ID: 1105835 • Letter: 1

Question

1. a) Assume the long run elasticity of demand for gasoline is -0.25 and start with the current California price of gasoline of $3.10 per gallon. How much would we need to increase the price in order to cut gasoline use in half in the long run?

b) Explain in a few sentences why you would expect the short run effect of the tax to be much less.

c) Suppose the income elasticity of demand for gasoline is 0.95. How much more tax (expressed as a percentage of dollars paid, e.g. a payment of $210 is 5% more than a payment of $200) will a household with an income of $90,000 make relative to a household with an income of $45,000?

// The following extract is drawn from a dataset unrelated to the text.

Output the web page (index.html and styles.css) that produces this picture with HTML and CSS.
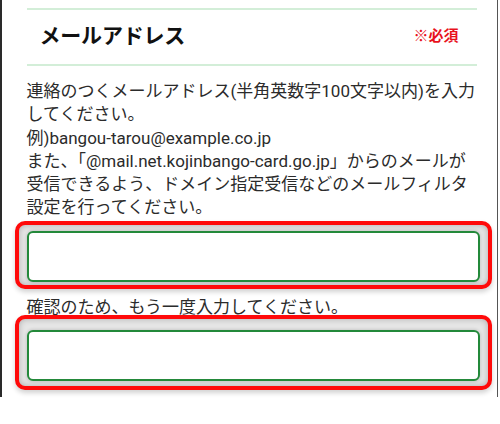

d) Does your answer to (c) imply that the richer household loses a larger or smaller share of their income to the gasoline tax? Is this progressive or regressive?

Explanation / Answer

a) Thus we need the change in demand to be -50%. The elasticity of demand in this case is -0.25. Thus the price elasticity of demand is given by Ed= percentage change in quantity demanded/percentage change in price. Thus if demand is to be cut in half the price needs to increase by 200%.

b) In the short run demand is generally inelastic particularly for goods like gasoline and so this will mean that demand will take time to respond. Thus the short run effect of the tax will be less than in the long run due to inelastic demand.

c) The change in income in this case is $45000. Thus income rises by 100%. This is the change in income. The change. The change in demand is 95%. The extra tax payable would thus be dependant on the tax rate. This is not given here.

d) The tax rate is not given. Insufficient information.